Fermi redesigned the structure, using cylindrical blocks of compressed uranium powder provided by a new, young member of the team, John Marshall, who was given the task of “sintering” the uranium powder that was provided for the project. Sintering is the process of compressing powder to such an extent that it becomes a solid, similar to the compression of charcoal briquettes. Marshall’s sintering press produced solid slugs of uranium oxide powder about three inches high and three inches in diameter, weighing about four pounds apiece—still not as dense as pure uranium metal, but denser than previous preparations. All told, some 2,160 slugs of uranium, weighing a total of more than four tons, were embedded in a pile of graphite eight feet on each side and some eleven feet, four inches high. It completely filled the space in the basement of Schermerhorn.

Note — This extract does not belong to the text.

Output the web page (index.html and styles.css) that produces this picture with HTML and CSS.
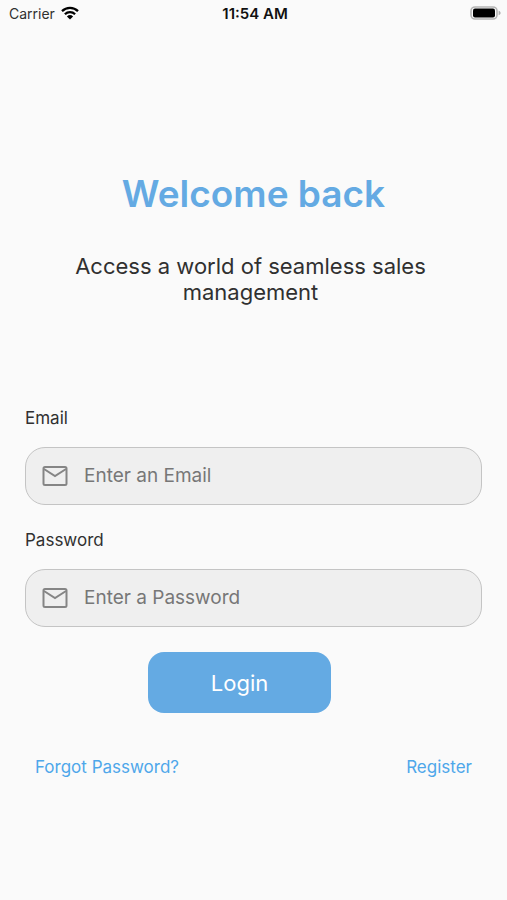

The second modification involved trying to extract as much air out of the pile as possible. Fermi and the team worried that nitrogen in the air between the bricks might be reducing the reproduction factor. Any improvement in that factor, however small, would be important. Fermi used the analogy of canned food—then quite popular because of rationing for the war effort—and searched for someone to build a “can” around the entire pile. He found a workm
an employed by Columbia who hardly spoke English but whose soldering technique was outstanding. He built a tin can around the pile, with a valve set into one side attached to a vacuum pump. The can held its integrity and the air was vacuumed almost completely out of the pile, replaced by carbon-dioxide.
The results were about 4 percent better than the previous pile, but still well below the absolute level required for a sustained reaction. Fermi was still optimistic, believing that further improvements in size, geometry, and purification would bring about the desired result. He was also able to run a series of tests to determine how impurities in either the uranium or the graphite might affect the reproduction factor. For example, he determined that cadmium was an extremely effective absorber of neutrons. This knowledge came in handy over the next few months. He did not, apparently, test for xenon. This also became relevant later in the project.

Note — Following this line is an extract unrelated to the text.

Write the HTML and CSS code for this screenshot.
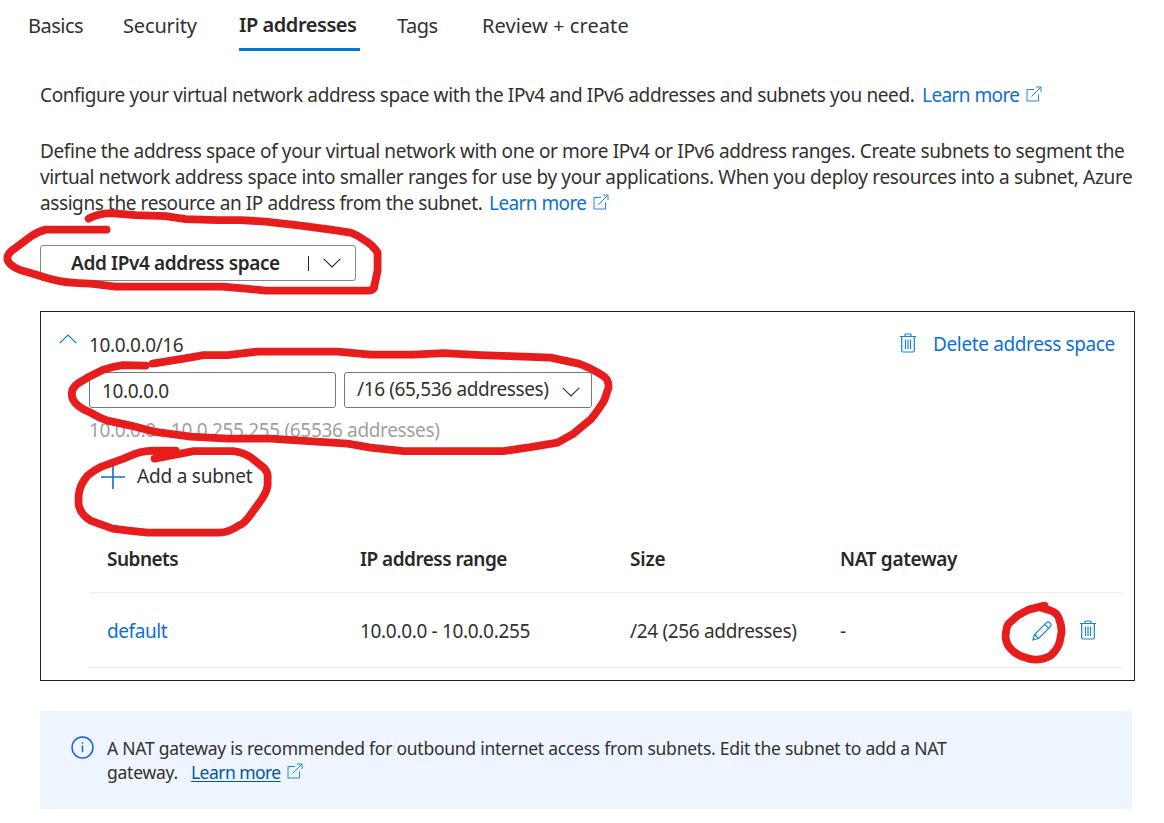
FILE: index.html
```html
<!DOCTYPE html>
<html lang="en">
<head>
<meta charset="utf-8">
<title>Create virtual network</title>
<link rel="stylesheet" href="styles.css">
</head>
<body>
<svg class="defs" width="0" height="0" aria-hidden="true">
  <symbol id="external" viewBox="0 0 16 16"><path d="M8 3.5H1V15H12.5V8.5M5.5 10.5L15 1M10 1H15V6"/></symbol>
  <symbol id="trash" viewBox="0 0 16 20"><path d="M0 3.5H16M5 3.5V1.5Q5 1 5.5 1H10.5Q11 1 11 1.5V3.5M1.7 3.5V17.5Q1.7 19 3 19H13Q14.3 19 14.3 17.5V3.5M5.5 6.5V16M8 6.5V16M10.5 6.5V16"/></symbol>
  <symbol id="chevron" viewBox="0 0 18 10"><path d="M.7 .8L9 9L17.3 .8"/></symbol>
</svg>
<nav class="tabs">
  <a class="tab basics">Basics</a>
  <a class="tab security">Security</a>
  <a class="tab active"><span>IP addresses</span></a>
  <a class="tab tags">Tags</a>
  <a class="tab review">Review + create</a>
</nav>
<main class="content">
  <p class="intro"><span class="t1">Configure your virtual network address space with the IPv4 and IPv6 addresses and subnets you need.</span><a class="link">Learn more</a><svg class="ext"><use href="#external"/></svg></p>
  <div class="details">
    <p class="t2">Define the address space of your virtual network with one or more IPv4 or IPv6 address ranges. Create subnets to segment the</p>
    <p class="t3">virtual network address space into smaller ranges for use by your applications. When you deploy resources into a subnet, Azure</p>
    <p class="row"><span class="t4">assigns the resource an IP address from the subnet.</span><a class="link">Learn more</a><svg class="ext"><use href="#external"/></svg></p>
  </div>
  <button class="add-space"><span class="add-label">Add IPv4 address space</span><i class="divider"></i><svg class="chev"><use href="#chevron"/></svg></button>

  <section class="panel">
    <header class="panel-head">
      <svg class="chev up blue"><use href="#chevron"/></svg>
      <span class="cidr">10.0.0.0/16</span>
      <svg class="trash"><use href="#trash"/></svg>
      <a class="delete">Delete address space</a>
    </header>
    <div class="fields">
      <div class="field address">10.0.0.0</div>
      <div class="field prefix"><span>/16 (65,536 addresses)</span><svg class="chev"><use href="#chevron"/></svg></div>
    </div>
    <div class="range">10.0.0.0 - 10.0.255.255 (65536 addresses)</div>
    <div class="add-subnet"><svg class="plus" viewBox="0 0 24 24"><path d="M0 12H24M12 0V24"/></svg><span>Add a subnet</span></div>
    <div class="table">
      <div class="tr th"><span>Subnets</span><span>IP address range</span><span class="size">Size</span><span class="nat">NAT gateway</span></div>
      <div class="tr td"><a class="link">default</a><span>10.0.0.0 - 10.0.0.255</span><span>/24 (256 addresses)</span><span>-</span>
        <svg class="pencil" viewBox="0 0 20 20"><path d="M1 19L2.5 13.5L14.2 1.8Q16 0 18 2Q20 4 18.2 5.8L6.5 17.5ZM2.5 13.5L6.5 17.5M12.7 3.3L16.7 7.3"/></svg>
        <svg class="trash"><use href="#trash"/></svg></div>
    </div>
  </section>

  <aside class="info">
    <svg class="info-icon" viewBox="0 0 24 24"><circle cx="12" cy="12" r="10.9"/><path d="M12 10V17M12 6.5V8.2"/></svg>
    <div class="info-text">
      <p class="n1">A NAT gateway is recommended for outbound internet access from subnets. Edit the subnet to add a NAT</p>
      <p class="row"><span class="n2">gateway.</span><a class="note-link">Learn more</a><svg class="ext"><use href="#external"/></svg></p>
    </div>
  </aside>
</main>
<svg class="ink" viewBox="0 0 1164 823">
  <g transform="translate(.6 .6)">
  <path d="M106 229H45Q37 231 30 236L14 248Q2 256 10 264Q16 269 25 271L48 278Q65 283 90 283L115 286H222L245 288L265 290H368Q374 290 374 284L377 270V252Q372 244 363 239Q356 234 350 232L330 229L300 225L265 221L240 219.500H217L185 218.500L165 215.500L135 214.500L110 212.500Q97 213 88 218"/>
  <path d="M145 365L122 364.500Q112 366 103 369L87 377L77 383Q69 389 72 398Q75 406 90 412Q98 417 107 420L130 425L153 431L190 436L227 438H270L300 440L347 443L370 447L403 450.500H503L530 446.500L557 442L573 433L590 419Q599 408 604 399Q606 393 608 387Q608 378 602 375Q590 367 578 363L550 357L510 355.500L480 354.500L443 352.500L413 354H370L337 351H257L227 354.500H203L183 358L152 363"/>
  <path d="M154 458L193 450.500H233Q245 452 253 459L263 467Q268 472 267 479V485Q266 493 258 503L250 514Q244 523 238 525Q228 532 218 532H147L128 530L112 528L90 520Q80 514 78 504V495Q79 484 87 475Q93 470 101 466L123 458L135 453Q144 450 155 450H175"/>
  <path d="M1044 605L1028 609L1017 615L1008 623Q1005 628 1005 637Q1006 644 1010 648Q1016 655 1025 657Q1037 662 1050 655Q1056 650 1059 642L1061 631Q1061 624 1058 617Q1056 612 1050 610L1040 607"/>
  </g>
</svg>
</body>
</html>
```
FILE: styles.css
```css
* { box-sizing: border-box; }
body { margin: 0; width: 1164px; height: 823px; overflow: hidden; background: #fff; color: #32312f; font: 19px/26px "Noto Sans", "Open Sans", sans-serif; letter-spacing: -.37px; white-space: nowrap; }
p { margin: 0; }
svg { display: block; flex: none; fill: none; stroke: currentColor; }
.defs { position: absolute; }
.tabs { display: flex; height: 51px; padding: 13px 0 0 28px; font-size: 20px; }
.tab { flex: none; }
.basics { width: 95px; letter-spacing: -.5px; }
.security { width: 116px; letter-spacing: -.15px; }
.active { width: 121px; margin-right: 37px; margin-top: -1px; border-bottom: 3px solid #0078d4; font-weight: 600; letter-spacing: -.45px; color: #292827; }
.tags { width: 85px; letter-spacing: -.5px; }
.review { letter-spacing: .08px; }
.content { padding-left: 40px; }
.intro, .row { display: flex; align-items: flex-start; }
.intro { margin-top: 31px; }
.details { margin-top: 30px; }
.t1 { width: 882px; letter-spacing: -.38px; }
.t3 { letter-spacing: -.34px; }
.t4 { width: 449px; letter-spacing: -.41px; }
.link { color: #0f6fcf; width: 104px; letter-spacing: -.58px; }
.ext { width: 16px; height: 16px; margin-top: 4px; color: #2088d8; }
.add-space { display: flex; align-items: center; width: 316px; height: 36px; margin-top: 29px; padding: 0 0 0 30px; background: #fff; border: 1px solid #888; border-radius: 3px; color: #292827; font: 600 19px/26px "Noto Sans", sans-serif; letter-spacing: -.37px; text-align: left; }
.add-label { width: 237px; }
.divider { width: 1px; height: 15px; margin-right: 14px; background: #292827; }
.chev { width: 18px; height: 10px; stroke-width: 1.1; }
.up { transform: scaleY(-1); }
.blue { color: #0078d4; }
.panel { width: 1095px; height: 370px; margin-top: 30px; border: 1px solid #222; }
.panel-head { display: flex; height: 60px; padding: 20px 0 0 18px; }
.panel-head .up { margin-top: 2px; }
.cidr { width: 811px; margin-left: 12px; }
.trash { width: 16px; height: 20px; color: #1683d8; stroke-width: 1.2; }
.panel-head .trash { margin-top: 1px; }
.delete { margin: -1px 0 0 17px; color: #0f6fcf; }
.fields { display: flex; gap: 8px; padding-left: 48px; }
.field { display: flex; align-items: center; height: 36px; border: 1px solid #777; border-radius: 3px; padding-left: 12px; }
.address { width: 247px; padding-top: 1px; }
.prefix { width: 248px; }
.prefix span { width: 205px; margin-top: -2px; }
.prefix .chev { margin-top: 4px; }
.range { padding: 9px 0 0 48px; color: #a19f9d; letter-spacing: -.34px; }
.add-subnet { display: flex; align-items: center; padding-left: 60px; margin-top: 21px; height: 26px; letter-spacing: -.2px; }
.add-subnet span { margin-top: -2px; }
.plus { width: 24px; height: 24px; color: #0f6fcf; stroke-width: 1.6; margin-right: 12px; }
.table { margin: 35px 0 0 48px; width: 1033px; }
.tr { display: grid; grid-template-columns: 253px 270px 210px 192px 48px 16px; align-items: center; padding-left: 18px; border-bottom: 1px solid #edebe9; }
.th { height: 68px; font-weight: 600; letter-spacing: -.53px; color: #292827; }
.size { letter-spacing: -.2px; }
.nat { letter-spacing: -.35px; }
.td { height: 75px; letter-spacing: -.33px; }
.td .link { letter-spacing: -.4px; }
.td a, .td span { padding-top: 2px; }
.pencil { width: 20px; height: 20px; margin-top: 2px; color: #1683d8; stroke-width: 1.2; }
.info { display: flex; width: 1092px; height: 98px; margin-top: 30px; padding: 25px 0 0 31px; background: #eff5ff; font-size: 17.5px; line-height: 24px; letter-spacing: -.25px; }
.info-icon { width: 23px; height: 23px; color: #155dde; stroke-width: 1.5; }
.info-text { margin-left: 13px; }
.n2 { width: 84px; }
.note-link { width: 90px; margin-right: 6px; color: #005a9e; text-decoration: underline; text-underline-offset: 2px; letter-spacing: -.55px; }
.info .ext { margin-top: 3px; }
.ink { position: absolute; left: 0; top: 0; width: 1164px; height: 823px; color: #e71c1c; stroke-width: 7.8; stroke-linecap: round; stroke-linejoin: round; pointer-events: none; }
```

During these experiments in early 1942, two accidents occurred, underscoring the hazards of working with the unstable and dangerous materials required to prepare the pile. In one incident, Zinn was working with powdered thorium to test its ability to absorb neutrons and, though he had taken the precaution of wearing goggles and gloves, the powder exploded in his face when he opened its airtight container. He suffered severe burns on his hands and face, but the goggles saved his eyesight.

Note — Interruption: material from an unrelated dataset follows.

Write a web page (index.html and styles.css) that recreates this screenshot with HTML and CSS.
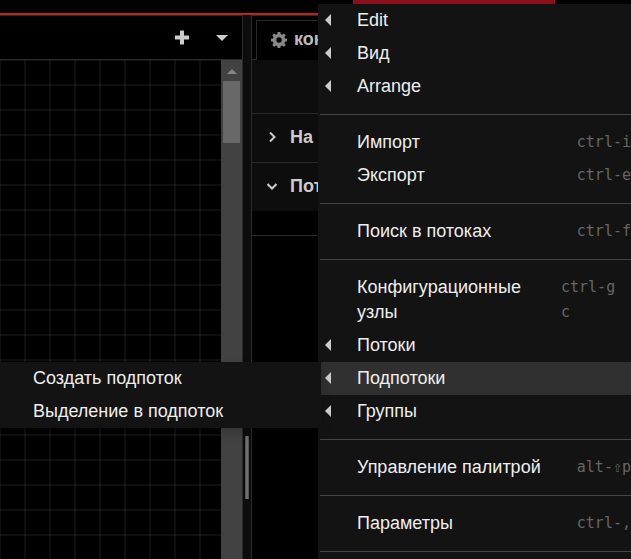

Another accident involved Pegram, Fermi, and Anderson, but it was Anderson who would suffer the consequences. Like thorium, powdered beryllium has a tendency to catch fire if not handled carefully. The three of them received a shipment of powdered radium and beryllium for use in preparing a neutron source. They found the preparation to be slightly damp, placed it on a hot plate to dry it out quickly, and left the lab room. When they returned, the powder was on fire. Anderson rushed in to put out the blaze and no one seemed to be the worse for the incident. Years later, however, Anderson began to have breathing problems, which were traced back to inhalation of the beryllium powder during this incident. The illness, called berylliosis, eventually killed him at the age of seventy-four.